Recovery was driven by external factors: the depreciated peso made exports competitive again, and global commodity prices (especially for beef, agricultural products, and soy) rose sharply from 2002 to 2008. Argentina's current account swung from a $12 billion deficit in 2000 to a $7 billion surplus by 2003. GDP growth averaged 8–9% annually from 2003 to 2007. Poverty fell back to pre-crisis levels by 2006.

What happened to people with dollar savings?

The pesification at 1:1 followed by the 75% depreciation meant that people with dollar savings suffered enormous real losses. Someone with $10,000 in savings converted to 10,000 pesos faced a situation where those pesos could purchase goods that had cost them $2,600 in real terms (10,000 pesos at the market rate of 3.9 pesos per dollar). Moreover, the corralito limited access to even these degraded savings. The event created a generational trauma about bank deposits and foreign currency, making Argentines far more conservative about financial institutions afterward.

Did other countries avoid similar crises after Argentina?

Argentina's crisis reinforced lessons about currency boards and fixed exchange rates. Following 2002, the number of countries using currency board arrangements declined. Most emerging markets shifted toward floating exchange rates with inflation targeting. However, some countries maintained pegs (particularly small, open economies like Bahrain and Hong Kong that benefited from peg stability). The difference: countries that maintained pegs after Argentina typically had strong fiscal discipline, current account surpluses, and large foreign exchange reserves—the opposite of Argentina's profile.

Why didn't the government devalue gradually instead of waiting for a collapse?

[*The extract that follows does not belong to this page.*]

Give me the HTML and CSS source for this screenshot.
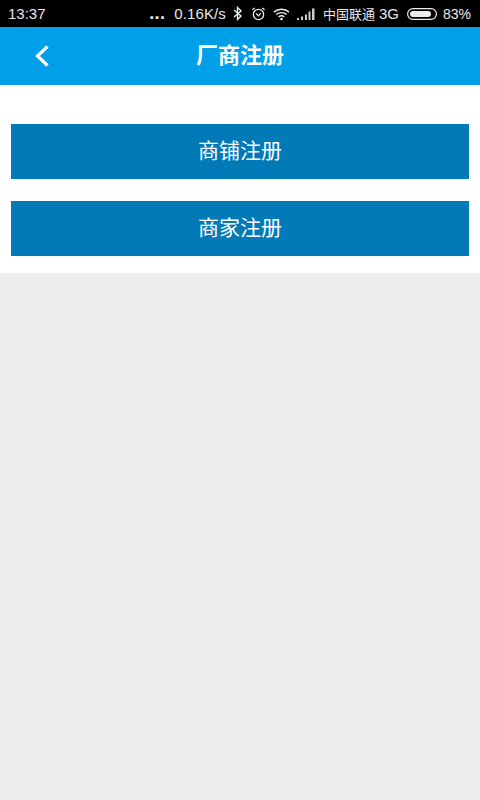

Devaluation carries political costs: it makes imports more expensive and reduces real wages. A gradual devaluation would have been less disruptive than the sudden 75% collapse, but politically it was unattractive because it would have required acknowledging that the peg was no longer sustainable. Policymakers held out for a "miraculous" recovery that never came, delaying the necessary adjustment until the crisis forced it abruptly.

Summary

Argentina's currency crisis of 2001–2002 demonstrates how even the most credible nominal anchors—a constitutional currency board backed by foreign exchange reserves—can become unsustainable when real economic conditions deteriorate. The peg successfully controlled inflation and attracted capital inflows for a decade, but it also prevented the exchange-rate adjustment necessary as Argentina's competitiveness declined relative to regional devaluations. Twin deficits (fiscal and external) emerged as the government refused to tighten policy, instead running larger deficits hoping for a miraculous recovery. When capital flight accelerated and banks faced deposit runs, the currency board's prohibition on central bank lending of last resort turned a financial crisis into a banking collapse. The government's response—freezing deposits and pesifying dollar liabilities—destroyed confidence and forced the abandonment of the peg. The subsequent 75% peso depreciation wiped out real wages, created 25% unemployment, and triggered the largest sovereign debt default in the Western Hemisphere's history. Argentina's experience shows that exchange-rate regimes are ultimately constraints on the political economy; no peg survives if the underlying fiscal and external imbalances are too severe.